La terreur avait enfoui profondément ces faits dans sa mémoire, poursuit Marie. Elle s'était toujours souvenue s'être un jour retrouvée dénudée sur un lit, un peu honteuse, mais sans pouvoir se l'expliquer. Quatre mois après les premiers flashes, avec l'aide d'une psychologue, Marie raconte avoir retrouvé précisément la mémoire de ce qui s'était passé, mais elle sait que les semaines sont comptées. Le délai prescription s'achève le jour de ses 38 ans. C’est une épée de Damoclès, dit-elle. "Le fait d'avoir une date butoir ajoute une énorme pression. C'est paradoxal, mais ça m'a empêchée, au début, d'entreprendre les démarches auprès d'un professionnel parce que je me disais qu'en cas de thérapie de cinq ans, il serait trop tard", raconte Marie.

La nécessité de l'imprescriptibilité 

Finalement, Marie parvient à déposer plainte, cinq jours avant son anniversaire, en mai 2017. Même autant d'années après les faits, l'enquête ne sera peut-être pas vaine. "Vu le temps qui s'était écoulé, je me disais qu'il y avait très peu de chances. Il se trouve que, oui, ça avance", dit-elle, sans en dire plus afin de ne pas compromettre les investigations.

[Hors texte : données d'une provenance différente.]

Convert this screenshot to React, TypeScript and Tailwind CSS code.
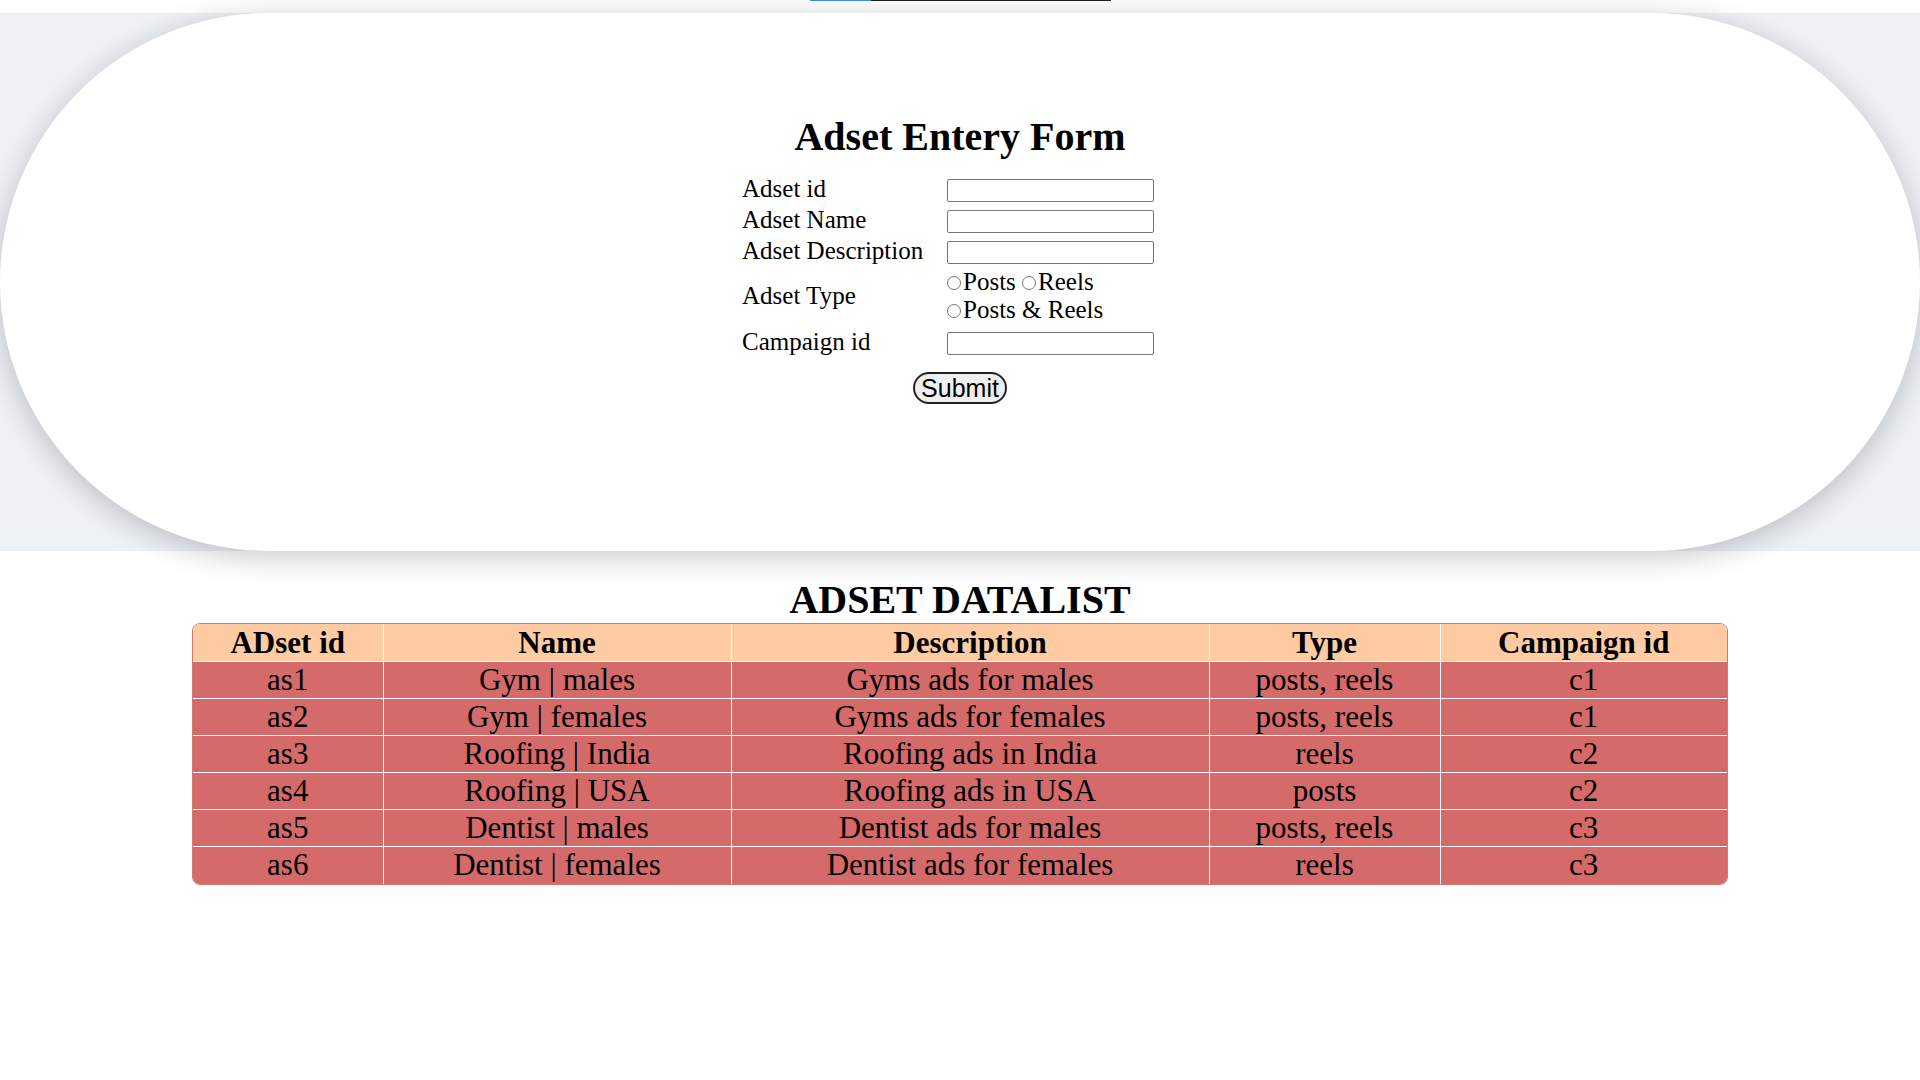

En revanche, elle voudrait tout faire pour éviter que d'autres victimes soient pénalisées par un délai de prescription, même rallongé de 10 ans. "Poser une date, cela veut dire qu'à partir de là, ce que tu as vécu ne compte plus, c'est passé. Mais en fait, ça n'est pas passé. La date butoir, c'est bâillonner à vie la victime", témoigne cette victime.

Il faut qu'un homme qui viole un enfant se dise que jusqu'à la fin de ses jours, il risque quelque chose, il risque d'être rattrapé. Il n'y a pas de 'dans trente ans, ce sera bon, on m'aura pardonné'.

Marie

à franceinfo

 Aux yeux de Marie, l'extension du délai de prescription ne doit être qu'un premier pas vers l'imprescriptibilité. Un crime sexuel contre un enfant, souffle-t-elle, c'est un crime contre l'humanité.

"Une date butoir, c'est bâillonner à vie un enfant", témoigne la victime d'un viol durant l'enfance - un reportage de Jérôme Jadot

*Marie est un prénom d'emprunt, afin de préserver l'anonymat de cette femme qui a accepté de témoigner sur franceinfo.